▸ **DATA SHOWN**:
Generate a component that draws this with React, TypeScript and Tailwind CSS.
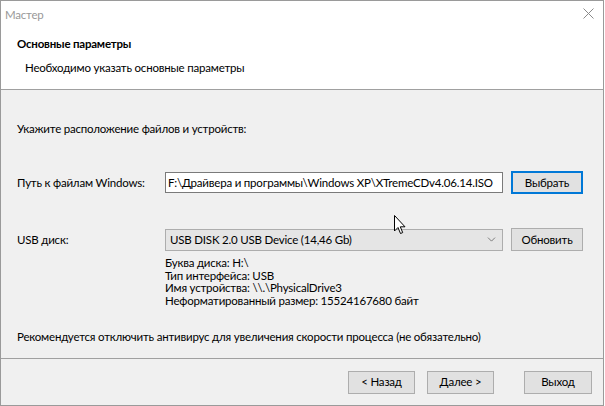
import { ChevronDown } from "lucide-react";

const info = [
  "Буква диска: H:\\",
  "Тип интерфейса: USB",
  "Имя устройства: \\\\.\\PhysicalDrive3",
  "Неформатированный размер: 15524167680 байт",
];

function Btn({ label, focused = false, className = "" }: { label: string; focused?: boolean; className?: string }) {
  return (
    <button
      type="button"
      className={`flex h-[23px] items-center justify-center bg-[#e1e1e1] text-black ${
        focused ? "border-2 border-[#0078d7]" : "border border-[#adadad]"
      } ${className}`}
    >
      {label}
    </button>
  );
}

export default function App() {
  return (
    <div className="relative h-[406px] w-[605px] overflow-hidden bg-white font-['Lato',sans-serif] text-[11.5px] leading-[16px] tracking-[-0.2px] text-black">
      <div className="flex h-full w-[604px] flex-col border-x border-y border-[#9a9a9a]">
        {/* title bar */}
        <div className="flex h-[27px] shrink-0 items-center justify-between bg-white pl-[4px] pr-[9px]">
          <span className="text-[#999999]">Мастер</span>
          <svg width="11" height="11" viewBox="0 0 11 11" className="mb-[2px]">
            <path d="M0.5 0.5 L10.5 10.5 M10.5 0.5 L0.5 10.5" stroke="#8a8a8a" strokeWidth="1" fill="none" />
          </svg>
        </div>

        {/* header */}
        <div className="box-border h-[62px] shrink-0 border-b border-[#a0a0a0] bg-white pl-[16px] pt-[8px]">
          <div className="font-bold">Основные параметры</div>
          <div className="mt-[8px] pl-[8px]">Необходимо указать основные параметры</div>
        </div>

        {/* body */}
        <div className="flex flex-1 flex-col bg-[#f0f0f0]">
          <div className="px-[16px] pt-[31px]">
            <div>Укажите расположение файлов и устройств:</div>

            <div className="mt-[34px] flex items-center">
              <div className="w-[148px]">Путь к файлам Windows:</div>
              <div className="flex h-[21px] w-[338px] items-center overflow-hidden whitespace-nowrap border border-[#7a7a7a] bg-white pl-[2px]">
                F:\Драйвера и программы\Windows XP\XTremeCDv4.06.14.ISO
              </div>
              <Btn label="Выбрать" focused className="ml-[8px] w-[72px]" />
            </div>

            <div className="mt-[34px] flex items-center">
              <div className="w-[148px]">USB диск:</div>
              <div className="flex h-[22px] w-[338px] items-center justify-between border border-[#adadad] bg-[#e5e5e5] pl-[4px] pr-[4px]">
                <span className="whitespace-nowrap">USB DISK 2.0 USB Device (14,46 Gb)</span>
                <ChevronDown size={13} strokeWidth={1.2} color="#444" />
              </div>
              <Btn label="Обновить" className="ml-[8px] w-[72px]" />
            </div>

            <div className="mt-[6px] pl-[148px] leading-[12.7px]">
              {info.map((line) => (
                <div key={line}>{line}</div>
              ))}
            </div>

            <div className="mt-[21px]">
              Рекомендуется отключить антивирус для увеличения скорости процесса (не обязательно)
            </div>
          </div>

          {/* footer */}
          <div className="mt-[13px] flex flex-1 items-start border-t border-[#a0a0a0] pt-[12px]">
            <div className="flex pl-[347px]">
              <Btn label="< Назад" className="w-[67px]" />
              <Btn label="Далее >" className="ml-[12px] w-[67px]" />
              <Btn label="Выход" className="ml-[30px] w-[68px]" />
            </div>
          </div>
        </div>
      </div>

      {/* mouse cursor */}
      <svg width="13" height="20" viewBox="0 0 13 20" className="absolute left-[394px] top-[215px]">
        <path d="M0.5 0.5 L0.5 16 L4 12.5 L6.5 18.5 L8.7 17.6 L6.3 11.8 L11 11.8 Z" fill="white" stroke="black" strokeWidth="1" strokeLinejoin="miter" />
      </svg>
    </div>
  );
}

▸ **DIRECTIVE**: The data should be printed again unchanged; leave its pictures out.

▸ **FULL SOLUTION**:
Generate a component that draws this with React, TypeScript and Tailwind CSS.
import { ChevronDown } from "lucide-react";

const info = [
  "Буква диска: H:\\",
  "Тип интерфейса: USB",
  "Имя устройства: \\\\.\\PhysicalDrive3",
  "Неформатированный размер: 15524167680 байт",
];

function Btn({ label, focused = false, className = "" }: { label: string; focused?: boolean; className?: string }) {
  return (
    <button
      type="button"
      className={`flex h-[23px] items-center justify-center bg-[#e1e1e1] text-black ${
        focused ? "border-2 border-[#0078d7]" : "border border-[#adadad]"
      } ${className}`}
    >
      {label}
    </button>
  );
}

export default function App() {
  return (
    <div className="relative h-[406px] w-[605px] overflow-hidden bg-white font-['Lato',sans-serif] text-[11.5px] leading-[16px] tracking-[-0.2px] text-black">
      <div className="flex h-full w-[604px] flex-col border-x border-y border-[#9a9a9a]">
        {/* title bar */}
        <div className="flex h-[27px] shrink-0 items-center justify-between bg-white pl-[4px] pr-[9px]">
          <span className="text-[#999999]">Мастер</span>
          <svg width="11" height="11" viewBox="0 0 11 11" className="mb-[2px]">
            <path d="M0.5 0.5 L10.5 10.5 M10.5 0.5 L0.5 10.5" stroke="#8a8a8a" strokeWidth="1" fill="none" />
          </svg>
        </div>

        {/* header */}
        <div className="box-border h-[62px] shrink-0 border-b border-[#a0a0a0] bg-white pl-[16px] pt-[8px]">
          <div className="font-bold">Основные параметры</div>
          <div className="mt-[8px] pl-[8px]">Необходимо указать основные параметры</div>
        </div>

        {/* body */}
        <div className="flex flex-1 flex-col bg-[#f0f0f0]">
          <div className="px-[16px] pt-[31px]">
            <div>Укажите расположение файлов и устройств:</div>

            <div className="mt-[34px] flex items-center">
              <div className="w-[148px]">Путь к файлам Windows:</div>
              <div className="flex h-[21px] w-[338px] items-center overflow-hidden whitespace-nowrap border border-[#7a7a7a] bg-white pl-[2px]">
                F:\Драйвера и программы\Windows XP\XTremeCDv4.06.14.ISO
              </div>
              <Btn label="Выбрать" focused className="ml-[8px] w-[72px]" />
            </div>

            <div className="mt-[34px] flex items-center">
              <div className="w-[148px]">USB диск:</div>
              <div className="flex h-[22px] w-[338px] items-center justify-between border border-[#adadad] bg-[#e5e5e5] pl-[4px] pr-[4px]">
                <span className="whitespace-nowrap">USB DISK 2.0 USB Device (14,46 Gb)</span>
                <ChevronDown size={13} strokeWidth={1.2} color="#444" />
              </div>
              <Btn label="Обновить" className="ml-[8px] w-[72px]" />
            </div>

            <div className="mt-[6px] pl-[148px] leading-[12.7px]">
              {info.map((line) => (
                <div key={line}>{line}</div>
              ))}
            </div>

            <div className="mt-[21px]">
              Рекомендуется отключить антивирус для увеличения скорости процесса (не обязательно)
            </div>
          </div>

          {/* footer */}
          <div className="mt-[13px] flex flex-1 items-start border-t border-[#a0a0a0] pt-[12px]">
            <div className="flex pl-[347px]">
              <Btn label="< Назад" className="w-[67px]" />
              <Btn label="Далее >" className="ml-[12px] w-[67px]" />
              <Btn label="Выход" className="ml-[30px] w-[68px]" />
            </div>
          </div>
        </div>
      </div>

      {/* mouse cursor */}
      <svg width="13" height="20" viewBox="0 0 13 20" className="absolute left-[394px] top-[215px]">
        <path d="M0.5 0.5 L0.5 16 L4 12.5 L6.5 18.5 L8.7 17.6 L6.3 11.8 L11 11.8 Z" fill="white" stroke="black" strokeWidth="1" strokeLinejoin="miter" />
      </svg>
    </div>
  );
}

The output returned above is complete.